Commentator Drew Pearson broke the story on his radio show of Gen. Dwight Eisenhower reprimanding George S. Patton for a slapping incident, which within Army circles was now old news.
U.S. infantry advanced on Butaritari on Makin.
The following is undoubtedly copyrighted, but I'm posting it here in the fair comment category to show how "rah rah" and frankly stupid American superhero cartoons of this era could be and often were. This was a Superman strip from this date:
In the context of what was going on that day, that was unbelievably dumb.
U.S. Navy air installation on Funafuti (Tuvalu) commenced operations.
Prime Minister Churchill to President Roosevelt 1
secret
[ Cairo ] 21 November 1943.2
Former Naval Person to President Roosevelt personal and most secret. No. 506.
1. My arrival in Egypt is bound to be known as I shall pass through to see Catroux and others: moreover British Parliament meets on 23rd and my absence must be explained. Unless I hear from you to the contrary I shall allow it to be stated on 22nd that I am in Cairo.
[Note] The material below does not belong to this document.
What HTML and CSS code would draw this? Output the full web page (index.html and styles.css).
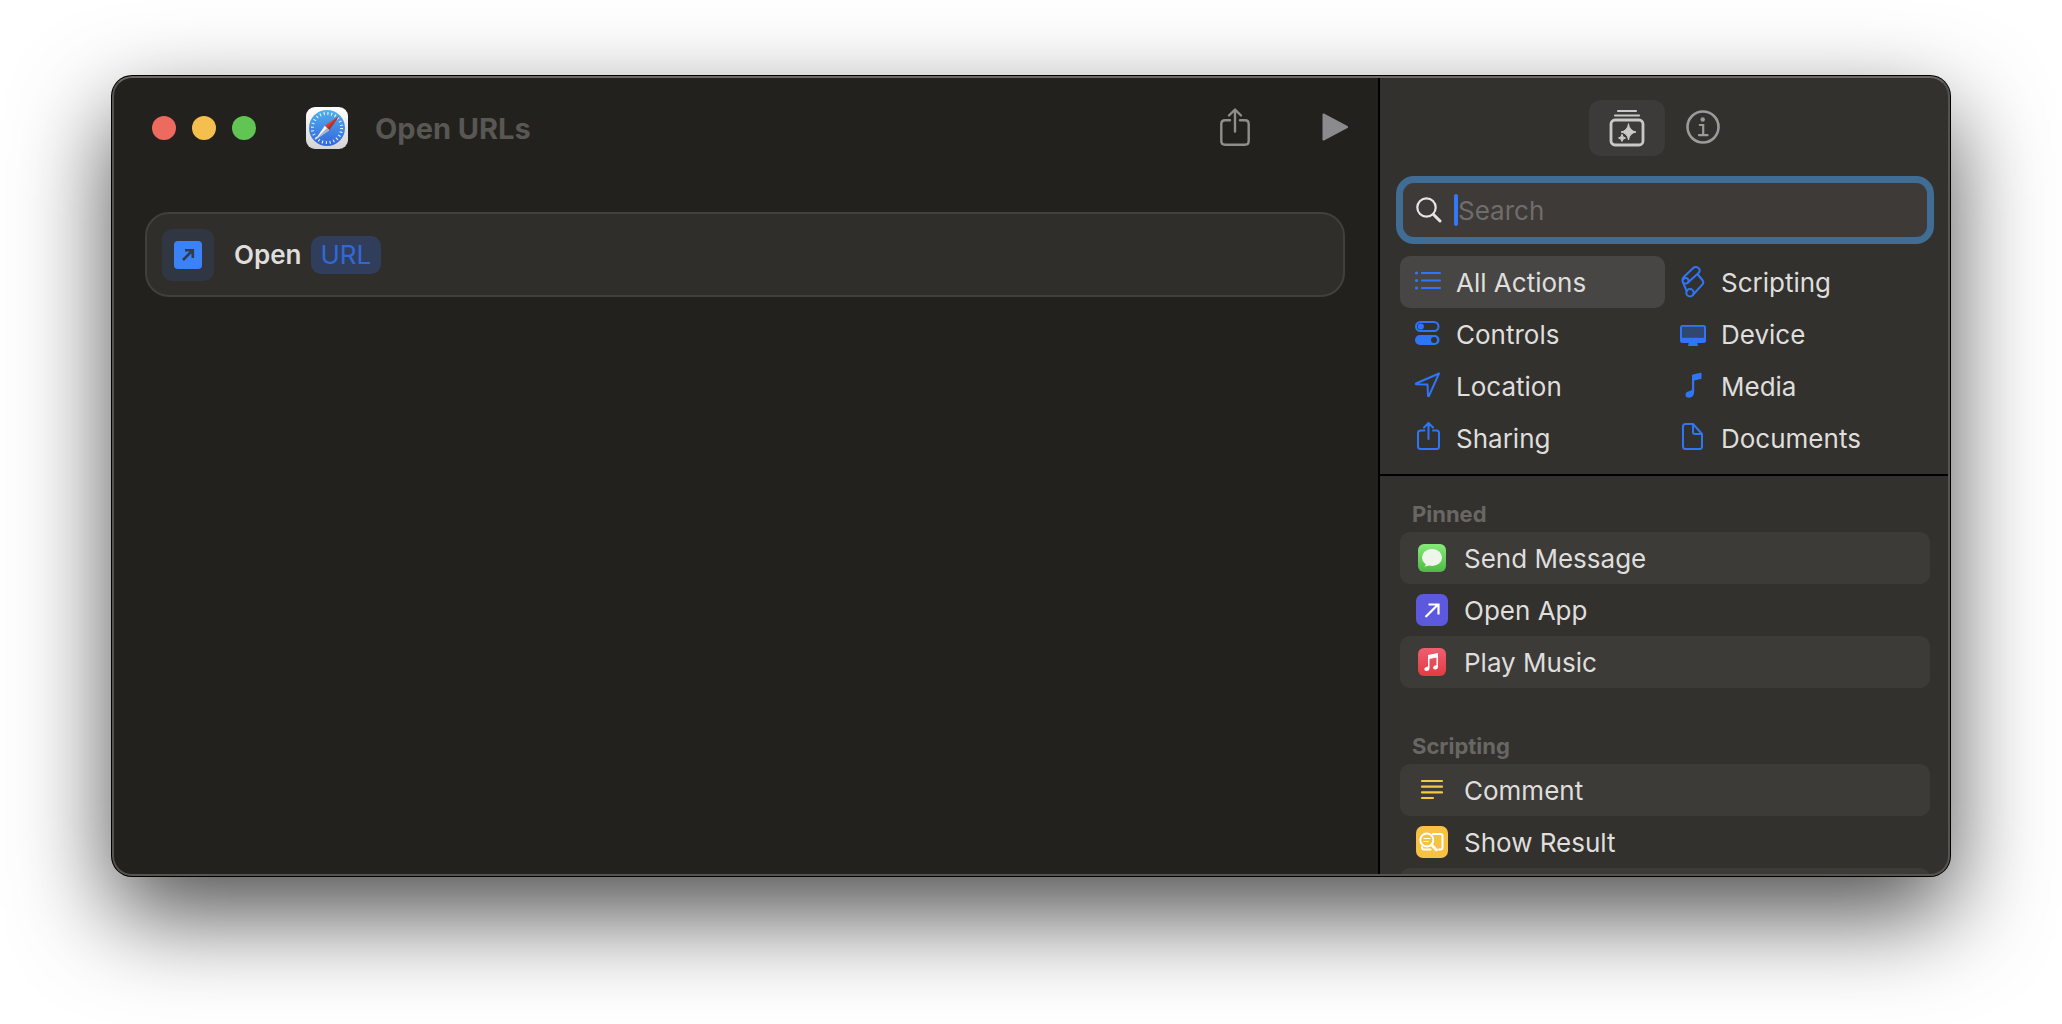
FILE: index.html
```
<!DOCTYPE html>
<html lang="en">
<head>
<meta charset="UTF-8">
<meta name="viewport" content="width=device-width, initial-scale=1.0">
<title>Open URLs</title>
<link rel="stylesheet" href="styles.css">
</head>
<body>
<div class="window">
    <main class="editor">
        <header class="toolbar">
            <div class="lights">
                <button class="light red" aria-label="Close"></button>
                <button class="light yellow" aria-label="Minimize"></button>
                <button class="light green" aria-label="Zoom"></button>
            </div>
            <svg class="app-icon" viewBox="0 0 42 42">
                <defs>
                    <linearGradient id="tile" x1="0" y1="0" x2="0" y2="1">
                        <stop offset="0" stop-color="#ffffff"/>
                        <stop offset="1" stop-color="#d4d4d4"/>
                    </linearGradient>
                    <linearGradient id="dial" x1="0" y1="0" x2="0" y2="1">
                        <stop offset="0" stop-color="#4fb0ee"/>
                        <stop offset="1" stop-color="#3465dc"/>
                    </linearGradient>
                </defs>
                <rect width="42" height="42" rx="9" fill="url(#tile)"/>
                <circle cx="21" cy="21" r="18" fill="url(#dial)"/>
                <circle cx="21" cy="21" r="14.6" fill="none" stroke="#e4f1fc" stroke-width="3" stroke-dasharray="1.1 2.72"/>
                <path d="M33 9L23.2 23.2L18.8 18.8Z" fill="#e0392f"/>
                <path d="M33 9L23.2 23.2L21 21Z" fill="#a5362f"/>
                <path d="M9 33L18.8 18.8L23.2 23.2Z" fill="#f5f7fa"/>
                <path d="M9 33L21 21L23.2 23.2Z" fill="#aab4c0"/>
            </svg>
            <h1 class="title">Open URLs</h1>
            <div class="tools">
                <button class="tool" aria-label="Share">
                    <svg width="30" height="40" viewBox="0 0 30 40" fill="none" stroke="#8f8e8b" stroke-width="2.400" stroke-linecap="round" stroke-linejoin="round">
                        <path d="M10 12.200H5Q1.300 12.200 1.300 16V33Q1.300 36.700 5 36.700H25Q28.700 36.700 28.700 33V16Q28.700 12.200 25 12.200H20M15 23.500V2M9 7.500L15 1.500L21 7.500"/>
                    </svg>
                </button>
                <button class="tool" aria-label="Run">
                    <svg width="26" height="30" viewBox="0 0 26 30" fill="#8b8a8c" stroke="#8b8a8c" stroke-width="2" stroke-linejoin="round">
                        <path d="M1.500 1.500L25 14L1.500 26.500Z"/>
                    </svg>
                </button>
            </div>
        </header>
        <section class="action">
            <div class="action-icon">
                <svg width="28" height="28" viewBox="0 0 28 28">
                    <rect width="28" height="28" rx="4" fill="#3b82f7"/>
                    <path d="M9 19L18 10M11 9.200H18.800V17" fill="none" stroke="#2f3b4f" stroke-width="2.600"/>
                </svg>
            </div>
            <span class="verb">Open</span>
            <button class="token">URL</button>
        </section>
    </main>

    <aside class="sidebar">
        <div class="tabs">
            <button class="tab active" aria-label="Action library">
                <svg width="36" height="40" viewBox="0 0 36 40" fill="none" stroke="#cbc9c7" stroke-linecap="round">
                    <path d="M9 3H27M6 7.500H30" stroke-width="2.200"/>
                    <rect x="2" y="12" width="32" height="25" rx="4" stroke-width="2.800"/>
                    <path d="M19.500 16Q20.500 22.800 27 24Q20.500 25.200 19.500 32Q18.500 25.200 12 24Q18.500 22.800 19.500 16Z" fill="#cbc9c7"/>
                    <path d="M13 26.500Q13.500 29.500 16.500 30Q13.500 30.500 13 33.500Q12.500 30.500 9.500 30Q12.500 29.500 13 26.500Z" fill="#cbc9c7"/>
                </svg>
            </button>
            <button class="tab" aria-label="Shortcut details">
                <svg width="34" height="36" viewBox="0 0 34 36" fill="none" stroke="#9d9b99" stroke-width="2.600" stroke-linecap="round">
                    <circle cx="17" cy="17" r="15.500"/>
                    <circle cx="16.700" cy="9.500" r="2.200" fill="#9d9b99" stroke="none"/>
                    <path d="M13.800 15H17.200V25M13 25.200H21.500" stroke-width="2.200"/>
                </svg>
            </button>
        </div>

        <label class="search">
            <svg width="26" height="26" viewBox="0 0 26 26" fill="none" stroke="#e6e5e3" stroke-linecap="round">
                <circle cx="10.500" cy="10.500" r="9.200" stroke-width="2.200"/>
                <path d="M17.500 17.500L24 24" stroke-width="3"/>
            </svg>
            <span class="caret"></span>
            <input type="text" placeholder="Search" aria-label="Search">
        </label>

        <nav class="categories">
            <a class="category selected" href="#">
                <svg viewBox="0 0 32 32" stroke="#2f76f6" stroke-width="2.200" stroke-linecap="round">
                    <path d="M10 7H28M10 14.500H28M10 22H28"/>
                    <path d="M4.500 7H4.600M4.500 14.500H4.600M4.500 22H4.600" stroke-width="3.200"/>
                </svg>
                <span>All Actions</span>
            </a>
            <a class="category" href="#">
                <svg viewBox="0 -1 32 32" fill="none" stroke="#2f76f6" stroke-width="2" stroke-linejoin="round" stroke-linecap="round">
                    <path d="M11.500 15L21.500 6Q24 3 21.500 1Q18.500 -1 16 1.200L7 9.800Q4.500 12.500 6 15.500L9.700 24"/>
                    <path d="M6.300 12.500Q7.500 10.500 9.800 11.200Q12 12.300 11.500 15Q10.500 17 7.800 16.200"/>
                    <path d="M20.800 7.500L25.700 13.500Q27 15.500 25.500 17.300L15.800 28"/>
                    <circle cx="13" cy="25.800" r="3.700"/>
                </svg>
                <span>Scripting</span>
            </a>
            <a class="category" href="#">
                <svg viewBox="0 0 32 32">
                    <rect x="4" y="4" width="22.500" height="9" rx="4.500" fill="none" stroke="#2f76f6" stroke-width="2"/>
                    <circle cx="8.800" cy="8.500" r="3.100" fill="#2f76f6"/>
                    <rect x="3" y="17" width="24.500" height="10" rx="5" fill="#2f76f6"/>
                    <circle cx="22" cy="22" r="3" fill="#33312d"/>
                </svg>
                <span>Controls</span>
            </a>
            <a class="category" href="#">
                <svg viewBox="0 0 32 32">
                    <path d="M12 24H20L21 28H11Z" fill="#2f76f6"/>
                    <rect x="3" y="7" width="26" height="18" rx="2.500" fill="#2f76f6"/>
                    <rect x="5" y="8.800" width="22" height="11" fill="#30486f"/>
                </svg>
                <span>Device</span>
            </a>
            <a class="category" href="#">
                <svg viewBox="0 0 32 32" fill="none" stroke="#2f76f6" stroke-width="2" stroke-linejoin="round">
                    <path d="M27 3.500L4 13.500Q3.500 14 4.200 14.300L15.500 14.500L16 25.800Q16.500 26.500 17 25.800Z"/>
                </svg>
                <span>Location</span>
            </a>
            <a class="category" href="#">
                <svg viewBox="0 0 32 32" fill="#2f76f6">
                    <path d="M15 5.500Q15 4.600 16 4.400L23.500 2.800Q24.500 2.600 24.500 3.600V8Q24.500 8.800 23.600 9L17.200 10.400V21Q17.200 27.800 12 27.800Q8.500 27.800 8.500 24.800Q8.500 22 12 21.300Q15 20.800 15 19.500Z"/>
                </svg>
                <span>Media</span>
            </a>
            <a class="category" href="#">
                <svg viewBox="0 0 32 32" fill="none" stroke="#2f76f6" stroke-width="2" stroke-linecap="round" stroke-linejoin="round">
                    <path d="M12.500 8.500H9Q6 8.500 6 11V24.500Q6 27 9 27H24.500Q27 27 27 24.500V11Q27 8.500 24.500 8.500H21M16.500 17V1.500M12 5.500L16.500 1L21 5.500"/>
                </svg>
                <span>Sharing</span>
            </a>
            <a class="category" href="#">
                <svg viewBox="0 0 32 32" fill="none" stroke="#2f76f6" stroke-width="2" stroke-linejoin="round">
                    <path d="M16 2H8.500Q6 2 6 4.500V24.500Q6 27 8.500 27H22.500Q25 27 25 24.500V12M16 2L25 12H18Q16 12 16 10Z"/>
                </svg>
                <span>Documents</span>
            </a>
        </nav>

        <div class="library">
            <section class="group">
                <h2>Pinned</h2>
                <ul>
                    <li>
                        <svg viewBox="0 0 32 32">
                            <defs>
                                <linearGradient id="green" x1="0" y1="0" x2="0" y2="1">
                                    <stop offset="0" stop-color="#85ea78"/>
                                    <stop offset="1" stop-color="#4fba43"/>
                                </linearGradient>
                            </defs>
                            <rect x="2" y="2" width="28" height="28" rx="6" fill="url(#green)"/>
                            <ellipse cx="16" cy="15.500" rx="10" ry="8.500" fill="#eef6ec"/>
                            <path d="M10 20Q10 23 8.500 24.500Q12.500 24.500 14.500 22Z" fill="#eef6ec"/>
                        </svg>
                        <span>Send Message</span>
                    </li>
                    <li>
                        <svg viewBox="0 0 32 32">
                            <rect width="32" height="32" rx="7" fill="#5c59de"/>
                            <path d="M9.500 23L22 10.500M12.500 10.500H22.500V20.500" fill="none" stroke="#fff" stroke-width="2.200"/>
                        </svg>
                        <span>Open App</span>
                    </li>
                    <li>
                        <svg viewBox="0 0 32 32">
                            <defs>
                                <linearGradient id="pink" x1="0" y1="0" x2="0" y2="1">
                                    <stop offset="0" stop-color="#ee5f70"/>
                                    <stop offset="1" stop-color="#e43a44"/>
                                </linearGradient>
                            </defs>
                            <rect x="2" y="2" width="28" height="28" rx="6" fill="url(#pink)"/>
                            <path d="M12 9L22 7V20.500Q22 23.500 19 23.500Q17 23.300 17 21.500Q17.200 19.700 20.500 19V11.500L13.500 13V22Q13.500 25 10.500 25Q8.300 24.800 8.300 23Q8.500 21.300 12 20.500Z" fill="#fff"/>
                        </svg>
                        <span>Play Music</span>
                    </li>
                </ul>
            </section>
            <section class="group">
                <h2>Scripting</h2>
                <ul>
                    <li>
                        <svg viewBox="0 0 32 32" stroke="#f2cb46" stroke-width="2.200" stroke-linecap="round">
                            <path d="M6 7H26M6 12.700H26M6 18.400H26M6 24H17"/>
                        </svg>
                        <span>Comment</span>
                    </li>
                    <li>
                        <svg viewBox="0 0 32 32" fill="none" stroke="#fff" stroke-linecap="round">
                            <rect width="32" height="32" rx="7" fill="#f7c144" stroke="none"/>
                            <path d="M17 8H24.500Q26.500 8 26.500 10V21.500Q26.500 23.500 24.500 23.500H23M6 21Q6 23.500 8 23.500H14.500" stroke-width="2"/>
                            <circle cx="10.800" cy="14" r="6.500" stroke-width="2"/>
                            <path d="M8 12.500H14M8 15.500H12" stroke-width="1.200"/>
                            <path d="M15.800 19L20.500 24" stroke-width="2.800"/>
                        </svg>
                        <span>Show Result</span>
                    </li>
                    <li></li>
                </ul>
            </section>
        </div>
    </aside>
</div>
</body>
</html>
```
FILE: styles.css
```
* {
    box-sizing: border-box;
}
body {
    font-family: Inter, sans-serif;
    margin: 0;
    padding: 76px 112px 148px;
    height: 100vh;
    background-color: #fff;
    color: #dfdedc;
}
button {
    font: inherit;
    border: none;
    padding: 0;
    background: none;
    cursor: pointer;
}
.window {
    position: relative;
    display: flex;
    height: 100%;
    border-radius: 20px;
    overflow: hidden;
    background-color: #22211d;
    box-shadow: 0 0 0 1px #000, 0 38px 96px rgba(0, 0, 0, 0.7);
}
/* light rim on top of both panes */
.window::after {
    content: "";
    position: absolute;
    inset: 0;
    border: 2px solid #55544f;
    border-top-color: #6a6963;
    border-radius: 20px;
    pointer-events: none;
}
.editor {
    flex: 1;
    min-width: 0;
}
.toolbar {
    display: flex;
    align-items: center;
    height: 104px;
    padding: 0 30px 0 40px;
}
.lights {
    display: flex;
    gap: 16px;
    margin-right: 50px;
}
.light {
    width: 24px;
    height: 24px;
    border-radius: 50%;
}
.red {
    background-color: #ec6a5e;
}
.yellow {
    background-color: #f4bf4f;
}
.green {
    background-color: #61c554;
}
.app-icon {
    width: 42px;
    height: 42px;
    margin-right: 27px;
}
.title {
    margin: 0;
    font-size: 29px;
    font-weight: 700;
    color: #585754;
}
.tools {
    display: flex;
    align-items: center;
    gap: 72px;
    margin-left: auto;
}
.tool {
    display: flex;
}
.action {
    display: flex;
    align-items: center;
    height: 85px;
    margin: 32px 33px 0;
    padding: 0 15px;
    border: 2px solid #41403c;
    border-radius: 24px;
    background-color: #302e2b;
}
.action-icon {
    display: flex;
    align-items: center;
    justify-content: center;
    width: 52px;
    height: 52px;
    margin-right: 20px;
    border-radius: 10px;
    background-color: #303642;
}
.verb {
    margin-right: 9px;
    font-size: 26px;
    font-weight: 600;
}
.token {
    height: 38px;
    padding: 0 10px;
    border-radius: 10px;
    background-color: #303e5c;
    color: #3069d6;
    font-size: 26px;
}
.sidebar {
    display: flex;
    flex-direction: column;
    flex: 0 0 572px;
    border-left: 2px solid #000;
    background-color: #33312d;
}
.tabs {
    display: flex;
    justify-content: center;
    padding: 24px 0 20px;
}
.tab {
    display: flex;
    align-items: center;
    justify-content: center;
    width: 76px;
    height: 56px;
    border-radius: 12px;
}
.tab.active {
    background-color: #3d3b39;
}
.search {
    display: flex;
    align-items: center;
    flex-shrink: 0;
    height: 68px;
    margin: 0 16px;
    padding: 0 13px;
    border: 7px solid #416c93;
    border-radius: 18px;
    background-color: #3d3a38;
}
.caret {
    width: 4px;
    height: 32px;
    margin-left: 12px;
    border-radius: 2px;
    background-color: #3478f6;
}
.search input {
    flex: 1;
    min-width: 0;
    border: none;
    outline: none;
    padding: 0;
    background: none;
    color: inherit;
    font: inherit;
    font-size: 26px;
}
.search input::placeholder {
    color: #6f6d6b;
    opacity: 1;
}
.categories {
    display: grid;
    grid-template-columns: 1fr 1fr;
    padding: 12px 20px 10px;
    border-bottom: 2px solid #000;
}
.category {
    display: flex;
    align-items: center;
    gap: 12px;
    height: 52px;
    padding: 0 12px;
    border-radius: 10px;
    color: inherit;
    font-size: 26px;
    text-decoration: none;
}
.category.selected {
    background-color: #484644;
}
.category svg,
.group svg {
    width: 32px;
    height: 32px;
    flex-shrink: 0;
}
.library {
    flex: 1;
    min-height: 0;
    padding: 20px 20px 0;
    overflow: hidden;
}
.group {
    margin-bottom: 40px;
}
.group h2 {
    margin: 0;
    padding-left: 12px;
    font-size: 22px;
    font-weight: 700;
    line-height: 36px;
    color: #696763;
}
.group ul {
    list-style: none;
    margin: 0;
    padding: 0;
}
.group li {
    display: flex;
    align-items: center;
    gap: 16px;
    height: 52px;
    padding: 0 16px;
    border-radius: 10px;
    font-size: 26px;
}
.group li:nth-child(odd) {
    background-color: #3d3b38;
}
```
2. This publicity will be unsupported cover for your movement which I think should not be announced for a few days.
3. You will be receiving a telegram about military precautions, which are excellent.
From Sarah Sundin's blog:
Today in World War II History—November 21, 1943: German Field Marshal Erwin Rommel is placed in command of Atlantic Wall defenses in France to defend against an Allied invasion.